В Симе нас пересаживают в машину, уже ожидающую нас. За нами едет на Соликамск вторая машина — в ней везут на освобождение зэков из лагерей Сима. Нас могли бы увезти и на одной машине, но почему-то начальство решило иначе.
В Соликамске на пересылке всех зэков из моего лагеря сразу запустили в зону и поместили в барак, в камеру для освобождающихся.
Меня же оставили в предзоннике, позже соединили с симовскими и поместили в одну камеру с ними.
В разговорах выяснилось, что все они освобождаются позже меня, то есть я должен выйти на волю из камеры первым.
И я догадался, что не зря меня отделили от своих и поместили с незнакомыми, с теми, кто выйдет на волю позже меня.
Одно из двух: либо мне собираются намотать срок, либо не хотят, чтобы меня при освобождении встретили у ворот приехавшие друзья. Ведь друзьям известен день моего освобождения — 29 июля.
Мои сокамерники возмущались тем, что их привезли не за два-три дня до освобождения, а за две недели. Им выгоднее было сидеть в зоне, а не в вонючей и грязной камере с парашей. Я же свои догадки им не высказывал.
Здесь освобождающихся, у которых есть на лицевом счету деньги, водят в лагерный магазин шестой зоны, где специально для таких случаев имеется в продаже самая необходимая одежда. Почти все зэки предпочитают здесь переодеваться из лагерного в вольное.
Повели и нас. Мои сокамерники в меру своих финансов обретали человеческое оперение.

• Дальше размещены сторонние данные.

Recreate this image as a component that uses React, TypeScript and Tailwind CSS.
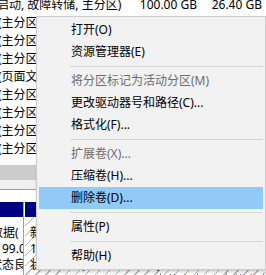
import { Fragment } from "react";

const rows = [
  "(主分区)",
  "(主分区)",
  "(主分区)",
  "(页面文件, 主分区)",
  "(主分区)",
  "(主分区)",
  "(主分区)",
  "(主分区)",
];

type Item = { label: string; disabled?: boolean; active?: boolean };

const menu: Item[][] = [
  [{ label: "打开(O)" }, { label: "资源管理器(E)" }],
  [
    { label: "将分区标记为活动分区(M)", disabled: true },
    { label: "更改驱动器号和路径(C)..." },
    { label: "格式化(F)..." },
  ],
  [
    { label: "扩展卷(X)...", disabled: true },
    { label: "压缩卷(H)..." },
    { label: "删除卷(D)...", active: true },
  ],
  [{ label: "属性(P)" }],
  [{ label: "帮助(H)" }],
];

function ContextMenu() {
  return (
    <div className="absolute left-[36px] top-[16px] w-[230px] border border-[#cccccc] bg-[#f2f2f2] p-[2px] shadow-[1px_2px_3px_rgba(0,0,0,0.2)]">
      {menu.map((group, gi) => (
        <Fragment key={gi}>
          {gi > 0 && (
            <div className="flex h-[7px] items-center pl-[31px]">
              <div className="h-px flex-1 bg-[#d5d5d5]" />
            </div>
          )}
          {group.map((item) => (
            <div
              key={item.label}
              className={`flex h-[22px] items-center whitespace-nowrap pl-[32px] text-[12px] leading-[22px] ${
                item.active ? "bg-[#91c9f7]" : ""
              } ${item.disabled ? "text-[#6d6d6d]" : "text-[#000000]"}`}
            >
              {item.label}
            </div>
          ))}
        </Fragment>
      ))}
    </div>
  );
}

export default function App() {
  return (
    <div className="relative h-[275px] w-[266px] overflow-hidden bg-white font-['Noto_Sans','Noto_Sans_CJK_SC',sans-serif] text-[12px] text-black">
      {/* volume list */}
      <div className="-mt-[4px] flex flex-col">
        <div className="flex h-[18px] items-center whitespace-nowrap leading-[18px]">
          <span className="-ml-[3px] w-[140px] shrink-0">启动, 故障转储, 主分区)</span>
          <span className="w-[60px] shrink-0 text-right">100.00 GB</span>
          <span className="w-[65px] shrink-0 text-right">26.40 GB</span>
        </div>
        {rows.map((r, i) => (
          <div key={i} className="flex h-[18px] items-center whitespace-nowrap leading-[18px]">
            <span className="-ml-[2px]">{r}</span>
          </div>
        ))}
      </div>

      <div className="h-[7px]" />
      <div className="h-[15px] bg-[#cdcdcd]" />
      <div className="h-[9px] bg-[#f0f0f0]" />
      <div className="h-px bg-[#a0a0a0]" />

      {/* disk map */}
      <div className="flex pt-[12px]">
        <div className="flex w-[23px] shrink-0 flex-col overflow-hidden">
          <div className="h-[15px] bg-[#000080]" />
          <div className="flex flex-col whitespace-nowrap pt-[8px] leading-[16px]">
            <span className="-ml-[9px]">数据(</span>
            <span className="ml-[2px]">99.00 GB</span>
            <span className="-ml-[10px]">状态良好</span>
          </div>
        </div>
        <div className="w-[2px] shrink-0 border-l border-[#a0a0a0] bg-white" />
        <div className="flex flex-1 flex-col overflow-hidden">
          <div className="h-[15px] bg-[#000080]" />
          <div className="flex h-[58px] flex-col whitespace-nowrap bg-[repeating-linear-gradient(135deg,#ffffff_0px,#ffffff_6px,#b4b4b4_6px,#b4b4b4_7px)] pl-[5px] pt-[8px] leading-[16px]">
            <span>新加卷 (D:)</span>
            <span>100.00 GB NTFS</span>
            <span>状态良好 (基本数据分区)</span>
            <div className="ml-[130px] flex h-[16px] gap-[28px] text-[#555]">
              <span className="border-x border-[#999] px-[6px]">状态</span>
              <span className="border-x border-[#999] px-[6px]">状态</span>
              <span className="border-x border-[#999] px-[6px]">状态</span>
            </div>
          </div>
        </div>
      </div>

      <ContextMenu />
    </div>
  );
}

Я был в лагерных темных брюках, которые ничем не отличались от тех, что выдают на воле рабочим как спецодежду, лагерных ботинках, на голове — зэковская кубышка. Денег у меня было около двухсот рублей, и я мог бы переодеться во все из магазина. Но…
Опять это «но». А если меня в последний момент перед освобождением «арестуют»?
Да и деньги жалко тратить на покупки — ведь в Москве у меня осталась моя одежда. А я знал, что мне деньги пригодятся и на жизнь.
И махнул я рукой на тряпки и на переодевание. Купил себе только дешевую рубашку и ремень для брюк — на всякий случай, если меня действительно освободят.
Лишь бы освободиться! И плевать мне, что я среди разодетой публики буду в зэковском.
Меня никогда не волнуют ни мнение, ни взгляды окружающих.